La crise sanitaire au lycée, entre absurdités et espoirs
par
Marc Anglaret
La réforme du lycée et du bac, c’est la catastrophe. Avec la crise sanitaire… c’est encore pire !
La crise sanitaire que nous traversons a malheureusement confirmé le caractère à la fois absurde et néfaste des réformes Blanquer du lycée et du baccalauréat. C’est l’occasion de rappeler deux de leurs aspects les plus négatifs :
En première et en terminale, il n’y a plus vraiment de classes ; ou plutôt, les élèves d’une même classe passent presque toujours moins de temps tous ensemble que séparément, puisqu’ils ne font presque jamais les mêmes spécialités, qui les occupent 12 heures par semaine, et qu’ils ne sont pas non plus ensemble en langues et en EPS. Cet éclatement du groupe classe a eu pour effet de casser la dynamique et la solidarité entre les élèves (et de rendre aussi plus difficiles les relations amicales ou amoureuses). Avec la crise de la Covid, un nouveau problème apparaît : les protocoles reposant sur un certain nombre de cas contacts à l’intérieur d’une « classe » sont purement et simplement absurdes ou inapplicables, puisqu’il n’y a plus de classes.

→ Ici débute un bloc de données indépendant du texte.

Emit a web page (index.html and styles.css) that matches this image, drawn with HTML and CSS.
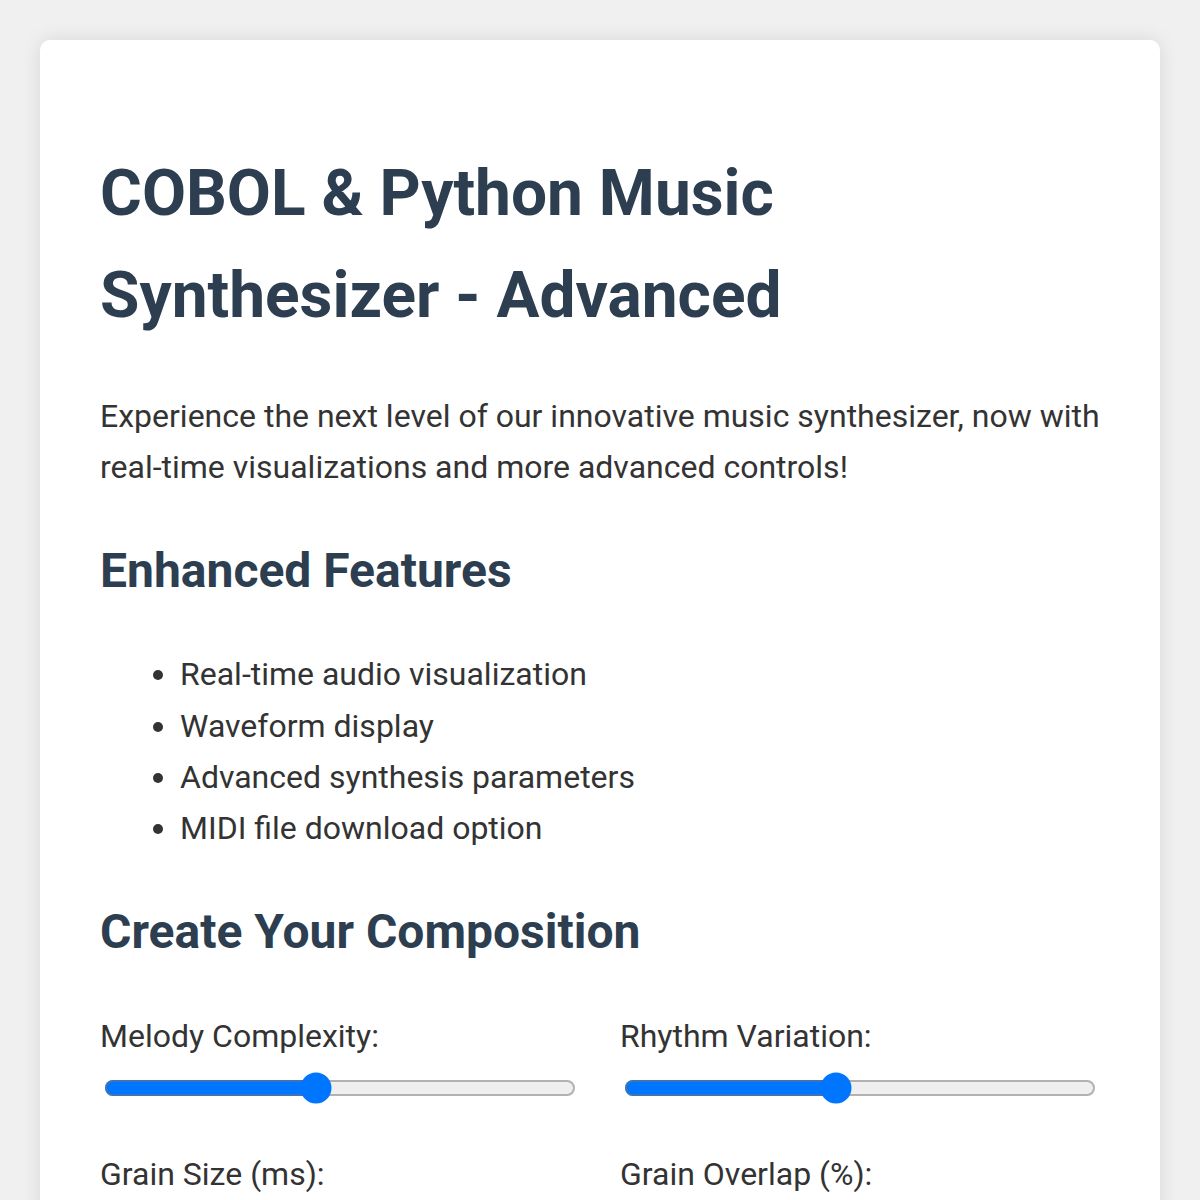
FILE: index.html
```html
<!DOCTYPE html>
<html lang="en">
<head>
<meta charset="utf-8">
<title>COBOL &amp; Python Music Synthesizer - Advanced</title>
<link rel="stylesheet" href="styles.css">
</head>
<body>
<div class="container">
  <h1>COBOL &amp; Python Music Synthesizer - Advanced</h1>
  <p>Experience the next level of our innovative music synthesizer, now with real-time visualizations and more advanced controls!</p>
  <h2>Enhanced Features</h2>
  <ul>
    <li>Real-time audio visualization</li>
    <li>Waveform display</li>
    <li>Advanced synthesis parameters</li>
    <li>MIDI file download option</li>
  </ul>
  <h2>Create Your Composition</h2>
  <div class="controls">
    <div class="control">
      <label for="melody">Melody Complexity:</label>
      <input type="range" id="melody" min="1" max="10" value="5">
    </div>
    <div class="control">
      <label for="rhythm">Rhythm Variation:</label>
      <input type="range" id="rhythm" min="1" max="10" value="5">
    </div>
    <div class="control">
      <label for="grainSize">Grain Size (ms):</label>
      <input type="range" id="grainSize" min="10" max="100" value="50">
    </div>
    <div class="control">
      <label for="grainOverlap">Grain Overlap (%):</label>
      <input type="range" id="grainOverlap" min="0" max="100" value="50">
    </div>
  </div>
</div>
</body>
</html>
```

FILE: styles.css
```css
html {
  zoom: 2;
}
body {
  margin: 0;
  padding: 20px;
  background: #f0f0f0;
  font-family: Roboto, "Liberation Sans", Arial, sans-serif;
  line-height: 1.6;
  color: #333;
}
.container {
  background: #fff;
  padding: 30px;
  border-radius: 5px;
  box-shadow: 0 0 10px rgba(0, 0, 0, 0.1);
}
h1, h2 {
  color: #2c3e50;
}
.controls {
  display: grid;
  grid-template-columns: 1fr 1fr;
  column-gap: 20px;
  row-gap: 15px;
}
.control label {
  display: block;
  margin-bottom: 3px;
}
.control input {
  width: calc(100% - 4px);
}
```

La multiplication des épreuves comptant pour le bac (nommées « E3C » l’an dernier, rebaptisées « évaluations communes », ainsi que les épreuves finales en mars et juin) au cours des années de première et de terminale donne aux élèves le sentiment qu’ils sont en évaluation permanente, avec le stress que cela génère. La prise en compte de toutes les notes de première et de terminale (qui représentent 10 % de la note finale) est une aberration pédagogique, puisqu’elle transforme de fait l’évaluation formative (dont le but est de « diagnostiquer » les difficultés des élèves pour y remédier ensuite) en évaluation sommative (dont la fonction de vérifier ou l’acquisition de savoirs ou de savoir-faire, et éventuellement de valider ou non l’obtention d’un examen). Jusqu’alors, une mauvaise note en début d’année n’avait pas de réelle conséquence, si ce n’est d’alerter l’élève sur ses difficultés. Désormais, cette mauvaise note compte pour le bac, ce qui pénalise particulièrement les élèves en difficulté en masquant leurs progrès. Ces graves inconvénients de la réforme du bac ont été eux aussi accentués par la crise sanitaire, puisque les mesures qui ont été prises (les élèves ne viennent plus que 50 % du temps au lycée) compliquent encore la mise en place de ces évaluations, déjà chronophages en elles-mêmes.
Par ailleurs, l’obstination de Jean-Michel Blanquer à maintenir pour l’année scolaire 2020-2021, de l’école primaire à la terminale, les exigences des programmes scolaires habituels, malgré les difficultés rencontrées pendant le confinement du printemps dernier, notamment par les élèves les plus en difficulté (qui sont, comme on le sait, surreprésentés dans les familles des classes populaires), a pour conséquences que certains profs avancent à marche forcée, comme si l’année dernière avait été normale, pour espérer « boucler le programme », tandis que d’autres font cette année ce qui n’a pas pu être fait au printemps. En lycée, cette situation est aggravée par la présence des élèves seulement 50 % du temps dans l’établissement. Le ministère n’a pour l’instant annoncé des aménagements au bac que pour les épreuves de spécialités (davantage de sujets, pour que les élèves puissent choisir en fonction des parties du programme qu’ils auront étudiées), mais pas pour les autres matières. Si ces aménagements devraient logiquement être annoncés dans les semaines ou les mois qui viennent (à moins que Jean-Michel Blanquer ne soit complètement fou), en attendant, on fait comme si de rien n’était, et les profs sont censés tenir les programmes avec des élèves forcément en retard à cause du confinement du printemps, et en les voyant 50 % du temps. Pourquoi attendre ces inévitables annonces d’aménagement des épreuves ?
Pourtant, cette crise sanitaire peut, paradoxalement, avoir un effet positif : mettre en pleine lumière les aberrations des réformes Blanquer. Peut-être aussi aidera-t-elle les profs à prendre conscience des avantages du travail en classe à effectifs réduits, notamment pour les élèves en difficulté. Nous devrons nous en souvenir lorsque la situation redeviendra « normale ».